Quelles sont les pièces les plus emblématiques de la collection ? Ce sont surtout les pièces de ma collection artisanale, complètement créées à la main, dans lesquelles je mets un sens plus particulier : les co-créateurs de ces vêtements, ce sont les gens qui vivent dans les montagnes et qui ont cette connexion avec la nature immense permettent de la faire transparaître dans les grandes villes.
Quels sont les éléments traditionnels spécifiques dans votre collection ? Il y a beaucoup d'éléments tissés, dont des franges nouées d'une manière particulière qui sont inspirées d'une sorte de serviette brodée entourant les icônes comme celle que j'avais chez moi et qui avait plus de 100 ans. J'ai trouvé des femmes qui ont pu recréer ces franges. Il y a aussi beaucoup de visages de petits bonshommes : en broderies sur les manches, en pendentifs en bois... Dans les Carpates, il y a une tradition de bougeoirs ajourés en bois sur lesquels on réalise des visages. C'est un moyen de parler de ces gens.

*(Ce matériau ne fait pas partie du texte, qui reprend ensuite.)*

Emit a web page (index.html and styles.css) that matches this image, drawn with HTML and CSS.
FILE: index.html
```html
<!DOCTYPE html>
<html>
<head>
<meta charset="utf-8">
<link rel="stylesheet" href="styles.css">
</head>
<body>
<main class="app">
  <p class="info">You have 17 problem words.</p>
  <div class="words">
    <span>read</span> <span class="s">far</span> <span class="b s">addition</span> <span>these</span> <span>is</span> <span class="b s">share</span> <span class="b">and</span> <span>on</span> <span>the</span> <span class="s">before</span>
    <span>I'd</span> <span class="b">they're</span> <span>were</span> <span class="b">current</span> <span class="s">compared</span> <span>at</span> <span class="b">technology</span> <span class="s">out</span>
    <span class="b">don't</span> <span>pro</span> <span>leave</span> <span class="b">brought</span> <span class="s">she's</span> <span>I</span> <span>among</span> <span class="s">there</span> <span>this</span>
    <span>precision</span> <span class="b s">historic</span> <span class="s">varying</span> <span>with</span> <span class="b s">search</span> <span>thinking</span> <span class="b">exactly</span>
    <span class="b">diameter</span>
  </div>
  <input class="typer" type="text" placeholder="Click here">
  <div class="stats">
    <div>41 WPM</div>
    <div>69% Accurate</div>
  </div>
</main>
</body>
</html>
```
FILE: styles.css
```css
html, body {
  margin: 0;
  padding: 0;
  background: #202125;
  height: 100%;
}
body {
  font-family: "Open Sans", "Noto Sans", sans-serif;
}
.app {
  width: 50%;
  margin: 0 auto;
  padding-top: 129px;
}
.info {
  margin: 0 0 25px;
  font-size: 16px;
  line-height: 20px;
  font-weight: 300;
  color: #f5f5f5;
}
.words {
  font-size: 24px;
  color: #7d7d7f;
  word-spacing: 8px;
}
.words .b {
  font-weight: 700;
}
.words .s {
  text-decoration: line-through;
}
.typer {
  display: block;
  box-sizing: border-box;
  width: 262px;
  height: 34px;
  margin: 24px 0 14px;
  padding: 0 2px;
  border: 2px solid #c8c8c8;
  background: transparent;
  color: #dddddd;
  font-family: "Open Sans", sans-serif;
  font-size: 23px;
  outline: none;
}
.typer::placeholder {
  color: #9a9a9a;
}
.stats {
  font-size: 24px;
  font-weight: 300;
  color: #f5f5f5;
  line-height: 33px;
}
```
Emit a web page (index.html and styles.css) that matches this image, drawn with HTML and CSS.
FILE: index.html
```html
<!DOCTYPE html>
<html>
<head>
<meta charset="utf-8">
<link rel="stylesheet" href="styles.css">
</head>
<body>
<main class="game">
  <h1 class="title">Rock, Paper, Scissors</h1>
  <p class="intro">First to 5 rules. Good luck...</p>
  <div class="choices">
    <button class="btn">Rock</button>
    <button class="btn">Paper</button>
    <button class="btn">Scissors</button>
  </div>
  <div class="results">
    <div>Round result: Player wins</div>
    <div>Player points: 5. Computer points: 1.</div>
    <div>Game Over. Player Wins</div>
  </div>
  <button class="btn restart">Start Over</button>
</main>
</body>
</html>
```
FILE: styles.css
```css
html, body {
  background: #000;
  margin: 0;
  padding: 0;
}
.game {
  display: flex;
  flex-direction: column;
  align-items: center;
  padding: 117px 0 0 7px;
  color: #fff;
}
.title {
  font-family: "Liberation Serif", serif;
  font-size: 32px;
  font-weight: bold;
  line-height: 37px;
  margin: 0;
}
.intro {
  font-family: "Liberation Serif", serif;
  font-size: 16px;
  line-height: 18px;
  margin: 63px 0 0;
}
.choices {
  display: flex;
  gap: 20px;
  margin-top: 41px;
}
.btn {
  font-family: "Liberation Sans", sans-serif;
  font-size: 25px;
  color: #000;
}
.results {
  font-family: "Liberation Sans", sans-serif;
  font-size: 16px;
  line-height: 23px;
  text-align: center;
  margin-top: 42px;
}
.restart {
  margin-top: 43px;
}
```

Quels sont vos projets ? Je n'ai qu'un seul rêve, que la guerre soit terminée et que la paix revienne. Je pense que ceux qui ont de la force aujourd'hui doivent soutenir ceux qui sont fatigués. Je ne peux pas faire de projets mais après le défilé d'aujourd'hui, oui, en fait, j'ai l'espoir de refaire un défilé.
L'essentiel, c'est que la vie continue : ma fille a fait sa rentrée à l'école maternelle, je suis déterminée à travailler à Kiev, à développer ma marque. Il faut continuer de se battre.